---------- DATA LINES
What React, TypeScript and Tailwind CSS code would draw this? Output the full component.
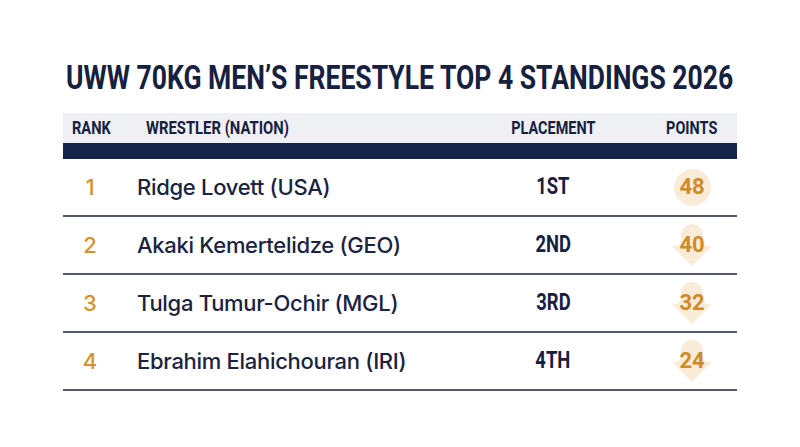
import React from 'react'

const rows = [
  { rank: 1, name: 'Ridge Lovett (USA)', place: '1ST', points: 48, badge: 'circle' },
  { rank: 2, name: 'Akaki Kemertelidze (GEO)', place: '2ND', points: 40, badge: 'arrow' },
  { rank: 3, name: 'Tulga Tumur-Ochir (MGL)', place: '3RD', points: 32, badge: 'arrow' },
  { rank: 4, name: 'Ebrahim Elahichouran (IRI)', place: '4TH', points: 24, badge: 'arrow' },
]

const roboto = { fontFamily: 'Roboto, "Liberation Sans", sans-serif' }
const inter = { fontFamily: 'Inter, "Noto Sans", sans-serif' }

function Badge({ kind, value }: { kind: string; value: number }) {
  return (
    <div className="relative flex h-[46px] w-[44px] items-center justify-center">
      {kind === 'circle' ? (
        <div className="absolute h-[37px] w-[37px] rounded-full bg-[#f8ecd9]" />
      ) : (
        <svg className="absolute inset-0" width="44" height="46" viewBox="0 0 44 46">
          <path
            d="M11 13 A11 11 0 0 1 33 13 L33 20 L36 24 L42 24 L22 44 L2 24 L8 24 L11 20 Z"
            fill="#f8ecd9"
          />
        </svg>
      )}
      <span className="relative text-[22px] font-bold leading-none text-[#d08a26]" style={roboto}>
        {value}
      </span>
    </div>
  )
}

export default function App() {
  return (
    <div className="flex h-[447px] w-[800px] flex-col items-center bg-white pt-[54px]">
      <h1
        className="inline-block scale-x-[0.78] whitespace-nowrap text-[34px] font-bold leading-[46px] text-[#15213f]"
        style={roboto}
      >
        UWW 70KG MEN’S FREESTYLE TOP 4 STANDINGS 2026
      </h1>

      <div className="mt-[13px] w-[674px]">
        <div
          className="grid h-[30px] grid-cols-[56px_1fr_140px_114px] items-center bg-[#eef0f4] text-[19px] font-bold text-[#15213f]"
          style={roboto}
        >
          <div className="pl-[9px]">
            <span className="inline-block origin-left scale-x-[0.77]">RANK</span>
          </div>
          <div className="pl-[27px]">
            <span className="inline-block origin-left scale-x-[0.78]">WRESTLER (NATION)</span>
          </div>
          <div className="text-center">
            <span className="inline-block scale-x-[0.76]">PLACEMENT</span>
          </div>
          <div className="pl-[24px] text-center">
            <span className="inline-block scale-x-[0.76]">POINTS</span>
          </div>
        </div>
        <div className="h-[16px] bg-[#14244a]" />

        {rows.map((r) => (
          <div
            key={r.rank}
            className="grid h-[58px] grid-cols-[56px_1fr_140px_114px] items-center border-b-2 border-[#55596d]"
          >
            <div className="pr-[2px] text-center text-[22px] font-medium text-[#d4922c]" style={inter}>
              {r.rank}
            </div>
            <div
              className="pl-[18px] text-[22px] font-medium tracking-[-0.3px] text-[#1a2340]"
              style={inter}
            >
              {r.name}
            </div>
            <div className="text-center text-[23px] font-bold text-[#15213f]" style={roboto}>
              <span className="inline-block scale-x-[0.8]">{r.place}</span>
            </div>
            <div className="flex justify-center pl-[24px]">
              <Badge kind={r.badge} value={r.points} />
            </div>
          </div>
        ))}
      </div>
    </div>
  )
}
--------------------
WHAT IS EXPECTED: Copy all lines above containing the string "full".

EXPECTED OUTPUT:
What React, TypeScript and Tailwind CSS code would draw this? Output the full component.
        <div className="absolute h-[37px] w-[37px] rounded-full bg-[#f8ecd9]" />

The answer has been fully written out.